I spend an awful amount of time analyzing the meaning of creatively. What is the meaning and purpose of art? When I state the word “art”, I won’t spend any time discussing the old, dragged through the mud “what is art?” or “what is GOOD art?” question. It’s arguing that your wrong to like the taste of vanilla because chocolate matches the furniture better, or that Jackson Pollack was fraud because he JUST spattered paint everywhere! To clear the air on Pollack, my view is simple, yes he did splatter, he did it well and you could of done it, but guess what? You didn’t. Good for him for being a all drunked up creative “searcher” that found a way into to the charms of the art world then made it work “bigly” and died in a car wreck, world famous.
This brings me to my point; Why? Why do we care? So what if it’s just paint drips everywhere, So what if Tim Gunn gives a designer advice just to “make it work”?
So what if Oliver Peck thinks the tattoo artists lines on a “Traditional American” anchor is wonky? We, as the spectating public are offering nothing. We are either supporting and critiquing other peoples skill sets, Why do we do that?
In the hours I have spent trying to find my own lane in the creative arts and the countless hours I have spent in adoration of others, actively pursuing their skill set, I finally came to somewhat of a good place. A place that may be uncomfortable, a place that is not lined in velvet with underground party invites, but a place where a straight line is more subjective than objective. That place is unconditional personal trust, call it Creative Abdication.
Let’s play a mental game. Imagine yourself, walking down a city street during a First Friday Art walk event in the newest, coolest part of town. Your on a date and your doing your best to be worldly and culturally adept. Your walk into a gallery filled with full style people deeply engaged in the art. You walk in the room filled with the mumbling voices and the beat of old school jungle-house music with a Ska downbeat, so far so good. You locate the bar that thankfully isn’t serving any wine with a kangaroo on the label and is instead serving a local made gin gimlet with artisan olives and preserved limes. You’re in.
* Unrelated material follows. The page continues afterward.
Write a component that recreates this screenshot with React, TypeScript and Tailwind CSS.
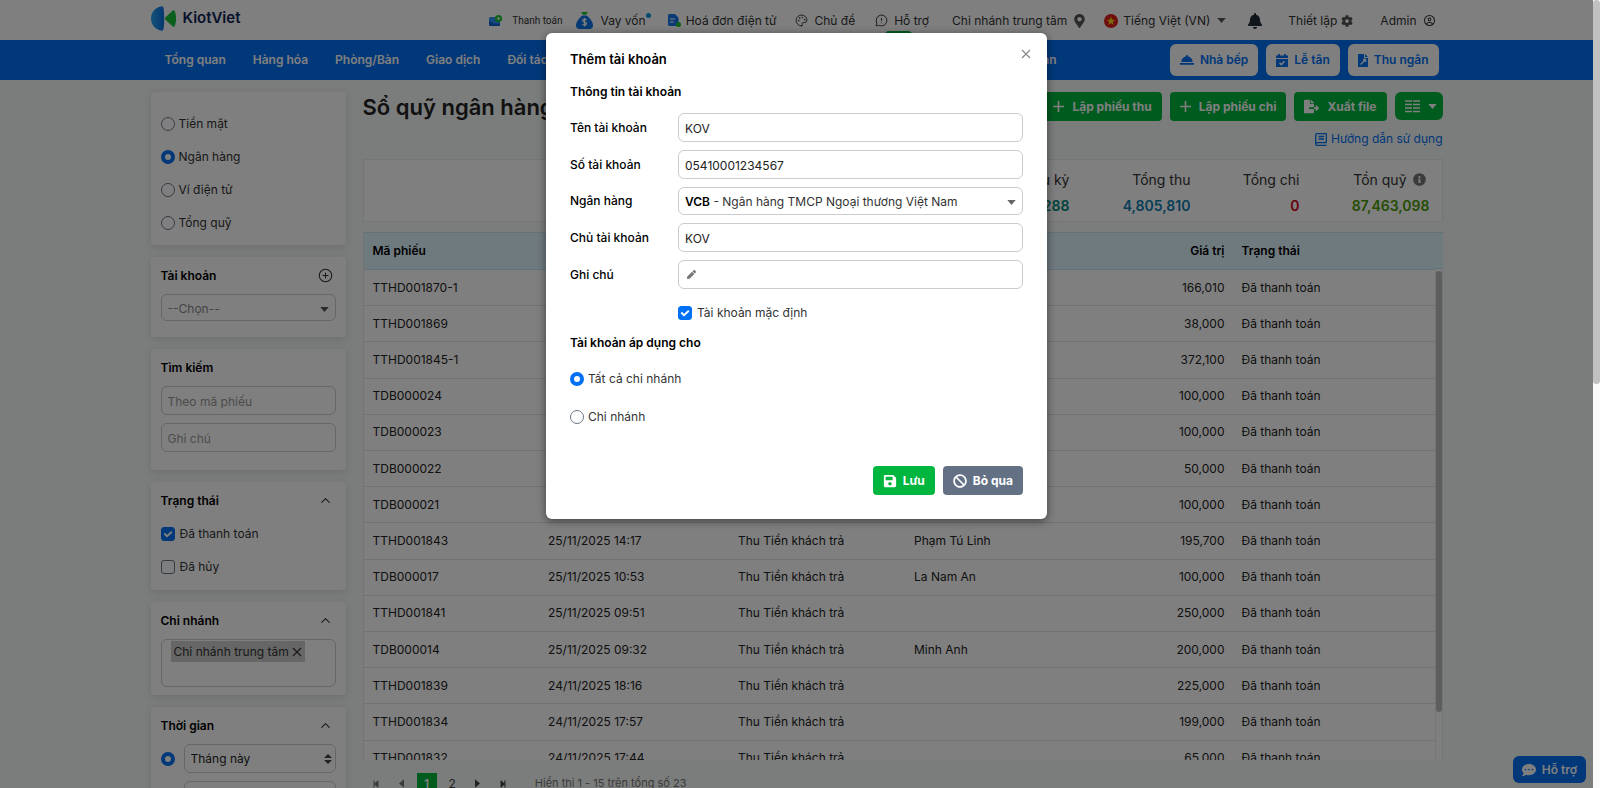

Now comes the reason you’re here. What about the art? You and your date walk past all the beautiful people to gaze and peruse the magnificence hanging on the walls that was single handedly responsible for bringing the the local art world to their knees… with great expectations you look with excitement at a 99% plank piece of paper, a little larger than 18”x 20” hanging on the wall by two thumbtacks, with a placard stating the works title and description;
Title: Emptiness #06
Desc. “Artist stared at this paper from 6 different vantage points for 36 hours with two bottle waters, Pink Floyd’s “War Pigs” on repeat during the Hurricane Erma, artist weathered on scared” (Sept 11 2017)
So, How do you feel?
Are you intrigued?
Are you entertained?
Are you going to get laid?
Or are you just pissed off?
Trust me, I would of been any or all of those. What did this exercise have to do with Creative Abdication? Pretty much everything.
I have been to many upon many openings like the one I just described, unsure of what or whom I might find, either being taken or moved by the art that is on display or just plain aggravated that people are buying into this shit and this lame ass artist, whom is getting away with what I would call fraud and deception.
Let’s distill this down more. Why do we let all of this affect us? What were you expecting? This is where the abdication comes into play, to resign ourselves to the art, to the environment, to the experience, and approach it as you would an alien observer.
This is how I have decided to look at many things in my life, everything from politics to the kind of car I like. Compete open-mindedness, not holding judgement or expectations but looking at things and people as if they where on display in a natural history museum, interested but distantly intrigued.